In 2007 Labor promised to build 12 health centres, which they never did. They then promised a trial in terms of providing health services on bases. The trial went forever. In their last budget they cut $50 million out of the program. We promised it and we have delivered it. It is live right now. People were receiving the benefit on day one, 1 January. Navy Health as the provider is doing a fabulous job.

We committed to giving Australian industry the opportunity to compete for project work as much as possible. Unfortunately, something like 5,000 local Australian jobs in small to medium enterprises have disappeared over the last six years because the previous government simply ripped money out of defence and has left us with a procurement bow wave that we will have to deal with. The problems in procurement that have been left for us are an unmitigated disaster.

We take the defence of our nation seriously. When we make commitments in terms of the defence budget we will keep them. When we make commitments in terms of Australian Defence Force health care we have already implemented them. When we make commitments in terms of properly indexing DFRDB we will legislate for that in the coming months to allow it to be in the budget and to allow it to start on 1 July. When we make commitments that we have backed up subsequently for defence industry and giving defence industry a level playing field we mean it.
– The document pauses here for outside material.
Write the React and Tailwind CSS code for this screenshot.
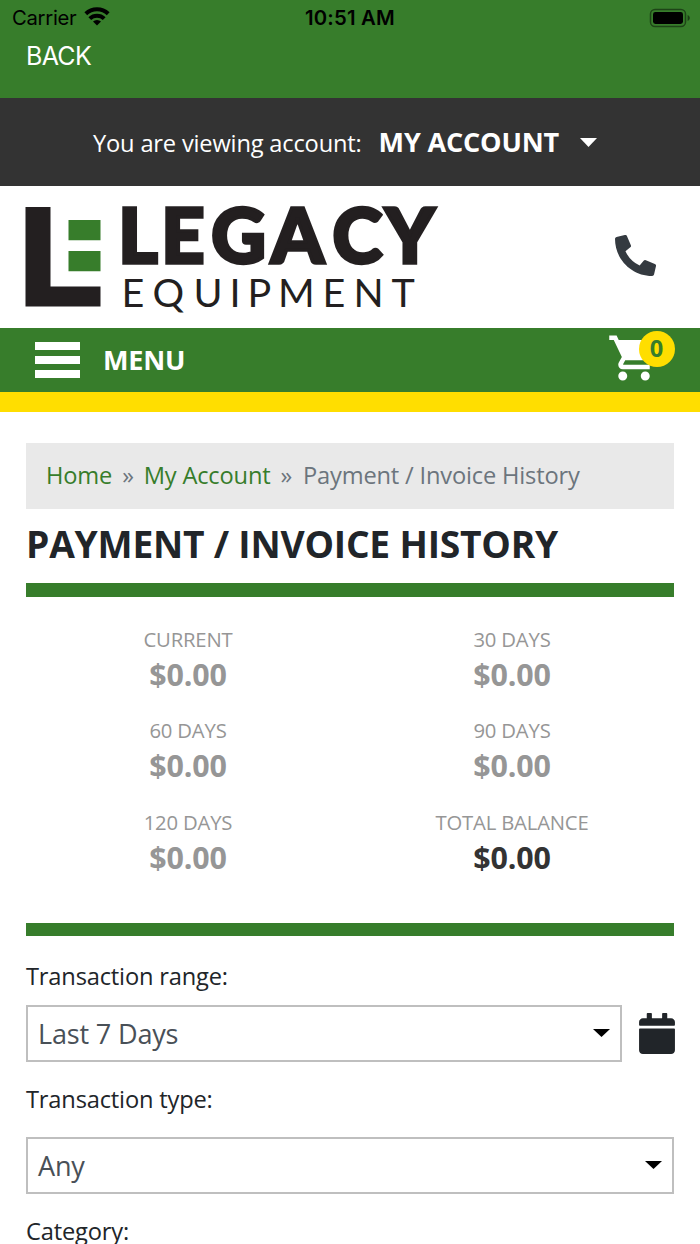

When we spoke about Operation Sovereign Borders and committed a single chain of command through Minister Morrison through to a joint agency task force headed by a three-star, and when we said that we would force assign military assets to achieve the effect we wanted in the North of Australia, we did it. We committed those assets and kept them committed there to achieve the strategic effect which today, I think, is 76 days with no successful people-smuggling ventures. We will continue to keep our commitments in terms of defence.

It is a great privilege for all of us to be here in the House of Representatives, and I know every member here in the House—all 150—count it as a privilege and seek to serve their constituencies as best as possible. I am no different from others. I seek to do my very best here to represent my constituents to the best of my ability and to represent the government as a minister to the best of my ability.

I once again thank the constituents of the northern Gold Coast for their hard work, their commitment and their faith in me. I certainly will not let them down.

The DEPUTY SPEAKER ( Mr Vasta ): I thank the assistant minister. Is the assistant minister seeking leave to table some documents?

Mr ROBERT: I do, and I have, and I have done.

Ms Macklin: You haven't, but I will grant leave.

Leave granted.

Mr ROBERT: Thank you.

The DEPUTY SPEAKER: The question is that the address be agreed to. I call the honourable Minister for the Environment.